> [Short exercise]: The complete listing should be restated exactly.
=== Dataset excerpt ===
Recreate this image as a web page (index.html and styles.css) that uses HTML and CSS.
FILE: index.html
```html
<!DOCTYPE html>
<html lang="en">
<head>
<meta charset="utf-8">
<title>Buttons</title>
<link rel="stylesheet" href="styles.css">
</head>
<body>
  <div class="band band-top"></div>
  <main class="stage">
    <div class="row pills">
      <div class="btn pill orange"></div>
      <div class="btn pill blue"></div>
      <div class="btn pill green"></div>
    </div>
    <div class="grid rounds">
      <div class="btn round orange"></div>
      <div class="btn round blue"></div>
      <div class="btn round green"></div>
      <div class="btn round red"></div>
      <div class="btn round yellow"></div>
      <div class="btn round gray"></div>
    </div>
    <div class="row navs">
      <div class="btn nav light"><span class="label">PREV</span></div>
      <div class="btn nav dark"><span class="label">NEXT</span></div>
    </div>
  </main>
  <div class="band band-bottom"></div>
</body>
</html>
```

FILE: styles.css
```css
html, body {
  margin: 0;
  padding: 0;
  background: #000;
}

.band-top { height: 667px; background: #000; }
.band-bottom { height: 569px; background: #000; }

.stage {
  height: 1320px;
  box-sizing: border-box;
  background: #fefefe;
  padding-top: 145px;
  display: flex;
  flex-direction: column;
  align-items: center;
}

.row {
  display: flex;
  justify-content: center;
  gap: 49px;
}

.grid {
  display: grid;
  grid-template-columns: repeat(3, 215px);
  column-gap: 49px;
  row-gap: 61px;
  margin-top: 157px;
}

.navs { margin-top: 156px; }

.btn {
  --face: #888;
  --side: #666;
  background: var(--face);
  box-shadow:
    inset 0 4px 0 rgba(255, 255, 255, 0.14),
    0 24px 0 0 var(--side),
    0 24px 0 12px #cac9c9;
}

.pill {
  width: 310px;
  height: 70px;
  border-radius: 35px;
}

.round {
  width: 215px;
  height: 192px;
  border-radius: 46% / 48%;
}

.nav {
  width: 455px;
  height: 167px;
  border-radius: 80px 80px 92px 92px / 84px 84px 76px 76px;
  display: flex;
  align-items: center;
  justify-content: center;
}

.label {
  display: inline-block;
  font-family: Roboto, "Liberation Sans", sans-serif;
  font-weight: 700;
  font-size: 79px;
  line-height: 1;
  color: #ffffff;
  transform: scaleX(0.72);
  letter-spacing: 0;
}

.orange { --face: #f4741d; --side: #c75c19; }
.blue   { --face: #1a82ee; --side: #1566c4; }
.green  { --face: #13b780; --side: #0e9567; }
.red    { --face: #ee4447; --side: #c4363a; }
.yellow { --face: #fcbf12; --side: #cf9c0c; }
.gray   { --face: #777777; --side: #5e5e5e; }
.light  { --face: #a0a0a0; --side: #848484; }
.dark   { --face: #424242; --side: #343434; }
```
===
> [Worked answer]:
Recreate this image as a web page (index.html and styles.css) that uses HTML and CSS.
FILE: index.html
```html
<!DOCTYPE html>
<html lang="en">
<head>
<meta charset="utf-8">
<title>Buttons</title>
<link rel="stylesheet" href="styles.css">
</head>
<body>
  <div class="band band-top"></div>
  <main class="stage">
    <div class="row pills">
      <div class="btn pill orange"></div>
      <div class="btn pill blue"></div>
      <div class="btn pill green"></div>
    </div>
    <div class="grid rounds">
      <div class="btn round orange"></div>
      <div class="btn round blue"></div>
      <div class="btn round green"></div>
      <div class="btn round red"></div>
      <div class="btn round yellow"></div>
      <div class="btn round gray"></div>
    </div>
    <div class="row navs">
      <div class="btn nav light"><span class="label">PREV</span></div>
      <div class="btn nav dark"><span class="label">NEXT</span></div>
    </div>
  </main>
  <div class="band band-bottom"></div>
</body>
</html>
```

FILE: styles.css
```css
html, body {
  margin: 0;
  padding: 0;
  background: #000;
}

.band-top { height: 667px; background: #000; }
.band-bottom { height: 569px; background: #000; }

.stage {
  height: 1320px;
  box-sizing: border-box;
  background: #fefefe;
  padding-top: 145px;
  display: flex;
  flex-direction: column;
  align-items: center;
}

.row {
  display: flex;
  justify-content: center;
  gap: 49px;
}

.grid {
  display: grid;
  grid-template-columns: repeat(3, 215px);
  column-gap: 49px;
  row-gap: 61px;
  margin-top: 157px;
}

.navs { margin-top: 156px; }

.btn {
  --face: #888;
  --side: #666;
  background: var(--face);
  box-shadow:
    inset 0 4px 0 rgba(255, 255, 255, 0.14),
    0 24px 0 0 var(--side),
    0 24px 0 12px #cac9c9;
}

.pill {
  width: 310px;
  height: 70px;
  border-radius: 35px;
}

.round {
  width: 215px;
  height: 192px;
  border-radius: 46% / 48%;
}

.nav {
  width: 455px;
  height: 167px;
  border-radius: 80px 80px 92px 92px / 84px 84px 76px 76px;
  display: flex;
  align-items: center;
  justify-content: center;
}

.label {
  display: inline-block;
  font-family: Roboto, "Liberation Sans", sans-serif;
  font-weight: 700;
  font-size: 79px;
  line-height: 1;
  color: #ffffff;
  transform: scaleX(0.72);
  letter-spacing: 0;
}

.orange { --face: #f4741d; --side: #c75c19; }
.blue   { --face: #1a82ee; --side: #1566c4; }
.green  { --face: #13b780; --side: #0e9567; }
.red    { --face: #ee4447; --side: #c4363a; }
.yellow { --face: #fcbf12; --side: #cf9c0c; }
.gray   { --face: #777777; --side: #5e5e5e; }
.light  { --face: #a0a0a0; --side: #848484; }
.dark   { --face: #424242; --side: #343434; }
```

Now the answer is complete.